I see promise in Mikoto Urabe’s voice actor Ayako Yoshitani as well. I’m not sure how much precedence there is for a rookie playing the main role and singing both the opening and ending themes to a show, and that alone deserves recognition. I can’t say I felt too strongly about her performance either way. Her matter-of-fact awkward girlish voice worked for Mikoto, but because of the nature of that character, she didn’t wow me with any particular scene. It’s probably due to the fact that she also debuted in a starring role, but I thought I detected a hint of Chiaki Omigawa in her voice. I did like her performance in both songs. The music in the show was overall very good if a little muted – the dreamscape theme in particular was memorable.
Mikoto Urabe was a lovable character, an absolute sweetie pie, and both the animators and voice actor deserve credit.
Like most people, I’m not a big fan of stories designed by committee, but it’s sometimes hard to avoid it.
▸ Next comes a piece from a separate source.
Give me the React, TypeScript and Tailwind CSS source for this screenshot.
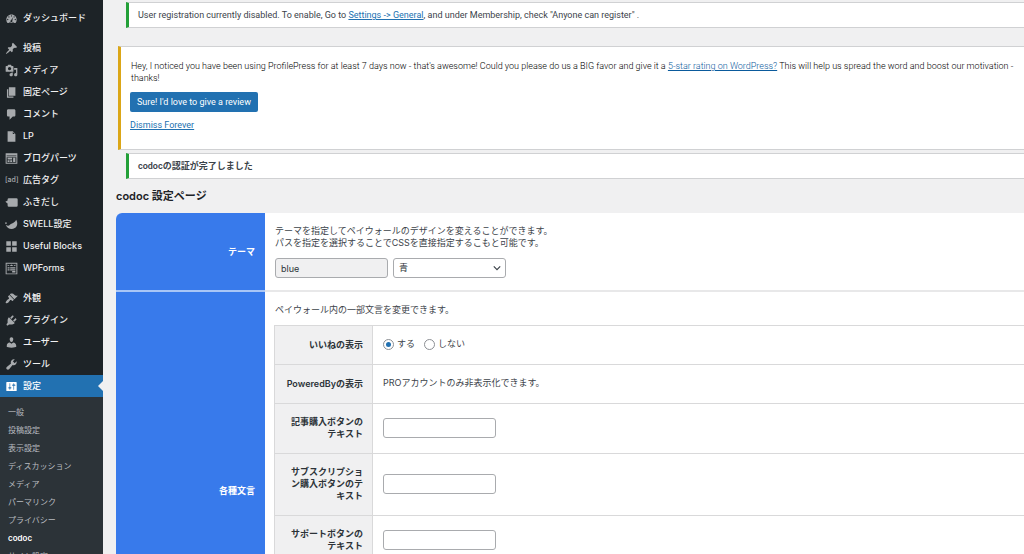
import type { ReactNode } from "react";

type NavItem = { label: string; icon: ReactNode; active?: boolean };

const Icon = ({ children }: { children: ReactNode }) => (
  <svg viewBox="0 0 20 20" className="size-[13px] shrink-0" fill="currentColor" fillRule="evenodd" aria-hidden="true">
    {children}
  </svg>
);

const dashboard: NavItem[] = [
  {
    label: "ダッシュボード",
    icon: (
      <Icon>
        <path d="M3.76 17h12.48A7.93 7.93 0 0 0 18 12c0-4.41-3.58-8-8-8s-8 3.59-8 8c0 1.9.66 3.64 1.76 5zM10 5a1 1 0 1 1 0 2 1 1 0 0 1 0-2zM6 6.5a1 1 0 1 1 0 2 1 1 0 0 1 0-2zM14 6.5a1 1 0 1 1 0 2 1 1 0 0 1 0-2zM4.2 10.5a1 1 0 1 1 0 2 1 1 0 0 1 0-2zM15.8 10.5a1 1 0 1 1 0 2 1 1 0 0 1 0-2zM12.3 8.2l-1 5.4a1.6 1.6 0 1 1-2-.9zM6 15.5h8v.7H6z" />
      </Icon>
    ),
  },
];

const content: NavItem[] = [
  {
    label: "投稿",
    icon: (
      <Icon>
        <path d="M10.44 3.02l1.82-1.82 6.36 6.35-1.83 1.82c-1.05-.68-2.48-.57-3.41.36l-.75.75c-.92.93-1.04 2.35-.35 3.41l-1.83 1.82-2.41-2.41-2.8 2.79c-.42.42-3.38 2.71-3.8 2.29s1.86-3.39 2.28-3.81l2.79-2.79L4.1 9.36l1.83-1.82c1.05.69 2.48.57 3.4-.36l.75-.75c.93-.92 1.05-2.35.36-3.41z" />
      </Icon>
    ),
  },
  {
    label: "メディア",
    icon: (
      <Icon>
        <path d="M13 11V4c0-.55-.45-1-1-1h-1.67L9 1H5L3.67 3H2c-.55 0-1 .45-1 1v7c0 .55.45 1 1 1h10c.55 0 1-.45 1-1zM7 4.5c1.38 0 2.5 1.12 2.5 2.5S8.38 9.5 7 9.5 4.5 8.38 4.5 7 5.62 4.5 7 4.5zM14 6h5v10.5c0 1.38-1.12 2.5-2.5 2.5S14 17.88 14 16.5s1.12-2.5 2.5-2.5c.17 0 .34.02.5.05V9h-3V6zm-4 8.05V13h2v3.5c0 1.38-1.12 2.5-2.5 2.5S7 17.88 7 16.5 8.12 14 9.5 14c.17 0 .34.02.5.05z" />
      </Icon>
    ),
  },
  {
    label: "固定ページ",
    icon: (
      <Icon>
        <path d="M6 15V2h10v13H6zm-1 1h8v2H3V5h2v11z" />
      </Icon>
    ),
  },
  {
    label: "コメント",
    icon: (
      <Icon>
        <path d="M5 2h9c1.1 0 2 .9 2 2v7c0 1.1-.9 2-2 2h-2l-5 5v-5H5c-1.1 0-2-.9-2-2V4c0-1.1.9-2 2-2z" />
      </Icon>
    ),
  },
  {
    label: "LP",
    icon: (
      <Icon>
        <path d="M12 2l4 4v12H4V2h8zm0 4h3l-3-3v3z" />
      </Icon>
    ),
  },
  {
    label: "ブログパーツ",
    icon: (
      <Icon>
        <path d="M1 2h18v16H1zM2.5 5.5v1h15v-1zM2.5 8v8.500h15V8zM4 9h7v2.500H4zM4 12.500h3V15.500H4zM8 12.500h3V15.500H8zM12.500 9H16v6.500h-3.500z" />
      </Icon>
    ),
  },
  { label: "広告タグ", icon: <span className="w-[13px] shrink-0 text-[7px] font-medium">[ad]</span> },
  {
    label: "ふきだし",
    icon: (
      <Icon>
        <path d="M6 3.500h11.500a2 2 0 0 1 2 2v9a2 2 0 0 1-2 2H6a2 2 0 0 1-2-2v-3L.5 9 4 7V5.500a2 2 0 0 1 2-2z" />
      </Icon>
    ),
  },
  {
    label: "SWELL設定",
    icon: (
      <Icon>
        <path d="M17 2.500c3 4.500 2.500 10-2 13C10.500 18.500 3.500 17 1 10.500c2.500 1.800 5 2 6.500 0C9.500 8 12 8.500 14 6.500c1.500-1.300 2.600-2.300 3-4zM1.500 6.500a1.300 1.300 0 1 1 0 2.600 1.300 1.300 0 0 1 0-2.600z" />
      </Icon>
    ),
  },
  {
    label: "Useful Blocks",
    icon: (
      <Icon>
        <path d="M2 2h7v7H2zM11 2h7v7h-7zM2 11h7v7H2zM11 11h7v7h-7z" />
      </Icon>
    ),
  },
  {
    label: "WPForms",
    icon: (
      <Icon>
        <path d="M1 1h18v18H1zM2.500 2.500v15h15v-15zM4 4l3 2 3-2 3 2 3-2v2H4zM4 8h3v2H4zM8 8h8v2H8zM4 11h3v2H4zM8 11h8v2H8zM11 14h5v2h-5z" />
      </Icon>
    ),
  },
];

const admin: NavItem[] = [
  {
    label: "外観",
    icon: (
      <Icon>
        <path d="M14.48 11.06L7.41 3.99l1.500-1.500c.5-.56 2.300-.47 3.510.32 1.210.8 1.430 1.280 2.910 2.100 1.180.64 2.450 1.260 4.450.85zm-.71.71L6.700 4.700 4.930 6.470c-.39.39-.39 1.020 0 1.410l1.060 1.060c.39.39.39 1.030 0 1.420-.6.6-1.430 1.110-2.210 1.690-.35.26-.7.53-1.010.84C1.430 14.230.4 16.080 1.400 17.070c.99 1 2.840-.03 4.180-1.360.31-.31.58-.66.85-1.020.57-.78 1.080-1.610 1.690-2.210.39-.39 1.020-.39 1.410 0l1.060 1.060c.39.39 1.020.39 1.410 0z" />
      </Icon>
    ),
  },
  {
    label: "プラグイン",
    icon: (
      <Icon>
        <path d="M13.11 4.36L9.87 7.6 8 5.73l3.24-3.24c.35-.34 1.05-.2 1.56.32.52.51.66 1.21.31 1.55zm-8 1.77l.91-1.12 9.01 9.01-1.19.84c-.71.71-2.63 1.16-3.82 1.16H6.14L4.9 17.26c-.59.59-1.54.59-2.12 0-.59-.58-.59-1.53 0-2.12l1.24-1.24v-3.88c0-1.13.4-3.19 1.09-3.89zm7.26 3.97l3.24-3.24c.34-.35 1.04-.21 1.55.31.52.51.66 1.21.31 1.55l-3.24 3.25z" />
      </Icon>
    ),
  },
  {
    label: "ユーザー",
    icon: (
      <Icon>
        <path d="M10 9.25c-2.27 0-2.73-3.44-2.73-3.44C7 4.02 7.82 2 9.97 2c2.16 0 2.98 2.02 2.71 3.81 0 0-.41 3.44-2.68 3.44zm0 2.57L12.72 10c2.39 0 4.52 2.33 4.52 4.53v2.49s-3.65 1.13-7.24 1.13c-3.65 0-7.24-1.13-7.24-1.13v-2.49c0-2.25 1.94-4.48 4.47-4.48z" />
      </Icon>
    ),
  },
  {
    label: "ツール",
    icon: (
      <Icon>
        <path d="M16.68 9.77c-1.34 1.34-3.3 1.67-4.95.99l-5.41 6.52c-.99.99-2.59.99-3.58 0s-.99-2.59 0-3.57l6.52-5.42c-.68-1.65-.35-3.61.99-4.95 1.28-1.28 3.12-1.62 4.72-1.06l-2.89 2.89 2.82 2.82 2.86-2.87c.53 1.58.18 3.39-1.08 4.65z" />
      </Icon>
    ),
  },
  {
    label: "設定",
    active: true,
    icon: (
      <Icon>
        <path d="M18 16V4c0-.55-.45-1-1-1H3c-.55 0-1 .45-1 1v12c0 .55.45 1 1 1h14c.55 0 1-.45 1-1zM8 11h1c.55 0 1 .45 1 1s-.45 1-1 1H8v1.5c0 .28-.22.5-.5.5s-.5-.22-.5-.5V13H6c-.55 0-1-.45-1-1s.45-1 1-1h1V5.5c0-.28.22-.5.5-.5s.5.22.5.5V11zm5-2h-1c-.55 0-1-.45-1-1s.45-1 1-1h1V5.5c0-.28.22-.5.5-.5s.5.22.5.5V7h1c.55 0 1 .45 1 1s-.45 1-1 1h-1v5.5c0 .28-.22.5-.5.5s-.5-.22-.5-.5V9z" />
      </Icon>
    ),
  },
];

const settingsPages = ["一般", "投稿設定", "表示設定", "ディスカッション", "メディア", "パーマリンク", "プライバシー", "codoc", "サイト設定"];

const NavGroup = ({ items }: { items: NavItem[] }) => (
  <ul>
    {items.map(({ label, icon, active }) => (
      <li key={label}>
        <a
          href="#"
          className={`relative flex h-[22px] items-center gap-[5px] pl-[5px] text-[9px] font-medium whitespace-nowrap ${
            active ? "bg-[#2271b1] text-white" : "text-[#f0f0f1]"
          }`}
        >
          <span className={`flex ${active ? "text-white" : "text-[#a7aaad]"}`}>{icon}</span>
          {label}
          {active && (
            <span className="absolute top-1/2 right-0 -translate-y-1/2 border-y-[5px] border-r-[5px] border-y-transparent border-r-[#f0f0f1]" />
          )}
        </a>
      </li>
    ))}
  </ul>
);

const Sidebar = () => (
  <nav className="flex w-[103px] shrink-0 flex-col gap-2 bg-[#1d2327] pt-[7px]">
    <NavGroup items={dashboard} />
    <NavGroup items={content} />
    <div className="flex grow flex-col">
      <NavGroup items={admin} />
      <ul className="grow bg-[#2c3338] pt-[6px]">
        {settingsPages.map((page) => (
          <li key={page}>
            <a
              href="#"
              className={`flex h-[18px] items-center pl-2 text-[8px] whitespace-nowrap ${
                page === "codoc" ? "font-semibold text-white" : "text-[#b9bcc0]"
              }`}
            >
              {page}
            </a>
          </li>
        ))}
      </ul>
    </div>
  </nav>
);

const Notice = ({ children }: { children: ReactNode }) => (
  <div className="ml-[10px] border border-r-0 border-l-[3px] border-[#d0d1d3] border-l-[#23a038] bg-white px-[9px] py-[6px]">
    {children}
  </div>
);

const inputClass = "h-5 w-[113px] rounded-[3px] border border-[#a9abae] px-[5px] text-[9px] text-[#2c3338]";

const radioClass =
  "size-[11px] appearance-none rounded-full border border-[#8c8f94] bg-white bg-clip-content p-[2px] checked:bg-[#2271b1]";

const textFields = [
  { id: "entry", label: "記事購入ボタンのテキスト" },
  { id: "subscription", label: "サブスクリプション購入ボタンのテキスト" },
  { id: "support", label: "サポートボタンのテキスト" },
];

const WordingRow = ({ label, htmlFor, children }: { label: string; htmlFor?: string; children: ReactNode }) => (
  <tr className="border-t border-[#d9d9da]">
    <th scope="row" className="w-[98px] border-x border-[#d9d9da] bg-[#f0f0f1] px-[9px] pt-3 pb-[13px] text-right font-semibold text-[#2c3338]">
      {htmlFor ? <label htmlFor={htmlFor}>{label}</label> : label}
    </th>
    <td className="px-[10px] pt-3 pb-[14px]">{children}</td>
  </tr>
);

export default function App() {
  return (
    <div className="flex h-screen overflow-hidden bg-[#f0f0f1] font-[Inter,'Noto_Sans_CJK_JP',sans-serif] text-[9px] leading-3 text-[#3c434a]">
      <Sidebar />
      <main className="min-w-0 grow pt-[2px] pl-[13px]">
        <div className="font-[Roboto,'Noto_Sans_CJK_JP',sans-serif]">
          <Notice>
            User registration currently disabled. To enable, Go to{" "}
            <a href="#" className="text-[#2271b1] underline">
              Settings -&gt; General
            </a>
            , and under Membership, check "Anyone can register" .
          </Notice>

          <div className="mt-[18px] ml-[2px] border border-r-0 border-l-[3px] border-[#d0d1d3] border-l-[#dba617] bg-white pt-[13px] pr-[5px] pb-[18px] pl-[9px]">
            <p className="pl-px font-light text-black">
              Hey, I noticed you have been using ProfilePress for at least 7 days now - that's awesome! Could you please do us a BIG favor and
              give it a{" "}
              <a href="#" className="text-[#0a5a9c] underline">
                5-star rating on WordPress?
              </a>{" "}
              This will help us spread the word and boost our motivation - thanks!
            </p>
            <button type="button" className="mt-2 block h-5 rounded-[2px] bg-[#2271b1] px-[7px] text-white">
              Sure! I'd love to give a review
            </button>
            <a href="#" className="mt-[7px] inline-block text-[#2271b1] underline">
              Dismiss Forever
            </a>
          </div>

          <div className="mt-[3px]">
            <Notice>
              <strong className="font-semibold">codocの認証が完了しました</strong>
            </Notice>
          </div>
        </div>

        <h1 className="my-[9px] text-[11px] leading-4 font-semibold text-[#1d2327]">codoc 設定ページ</h1>

        <table className="w-full border-separate border-spacing-0 overflow-hidden rounded-tl-[6px] bg-white text-left">
          <tbody>
            <tr>
              <th scope="row" className="w-[149px] border-b-2 border-[#a9c6f6] bg-[#387aeb] px-[10px] text-right font-semibold text-white">
                テーマ
              </th>
              <td className="border-b-2 border-[#e8e8e9] px-[10px] pt-3 pb-[12px]">
                <p>
                  テーマを指定してペイウォールのデザインを変えることができます。
                  <br />
                  パスを指定を選択することでCSSを直接指定するこもと可能です。
                </p>
                <div className="mt-[9px] flex gap-[5px]">
                  <input aria-label="テーマのパス" readOnly defaultValue="blue" className={`${inputClass} bg-[#f0f0f1]`} />
                  <div className="relative">
                    <select aria-label="テーマ" className={`${inputClass} block appearance-none bg-white`}>
                      <option>青</option>
                    </select>
                    <svg viewBox="0 0 10 10" className="pointer-events-none absolute top-[6px] right-[5px] size-2" fill="none" stroke="#3c434a" strokeWidth="1.500">
                      <path d="M1 3l4 4 4-4" />
                    </svg>
                  </div>
                </div>
              </td>
            </tr>
            <tr>
              <th scope="row" className="bg-[#387aeb] px-[10px] text-right font-semibold text-white">
                各種文言
              </th>
              <td className="pt-3 pb-[123px] pl-[9px]">
                <p className="pl-px">ペイウォール内の一部文言を変更できます。</p>
                <table className="mt-[9px] w-full border-collapse border-b border-[#d9d9da]">
                  <tbody>
                    <WordingRow label="いいねの表示">
                      <div className="flex gap-[9px]">
                        <label className="flex items-center gap-[3px]">
                          <input type="radio" name="like" defaultChecked className={radioClass} />
                          する
                        </label>
                        <label className="flex items-center gap-[3px]">
                          <input type="radio" name="like" className={radioClass} />
                          しない
                        </label>
                      </div>
                    </WordingRow>
                    <WordingRow label="PoweredByの表示">PROアカウントのみ非表示化できます。</WordingRow>
                    {textFields.map(({ id, label }) => (
                      <WordingRow key={id} label={label} htmlFor={id}>
                        <input id={id} type="text" className={`${inputClass} block bg-white`} />
                      </WordingRow>
                    ))}
                  </tbody>
                </table>
              </td>
            </tr>
          </tbody>
        </table>
      </main>
    </div>
  );
}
This show was the opposite. It had a clear vision, and it executed on it, stubbornly sticking to its path no matter how weird things got. This kind of approach is risky and doesn’t guarantee success, but Watanabe and the team at Hoods Entertainment made it work. It may not have made drool any more appetizing, but Mysterious Girlfriend X is easily one of the best high school romance shows I’ve seen.
I can only imagine the pride and joy original manga author Riichi Ueshiba must have felt drawing this title card. Animate more of his manga, please!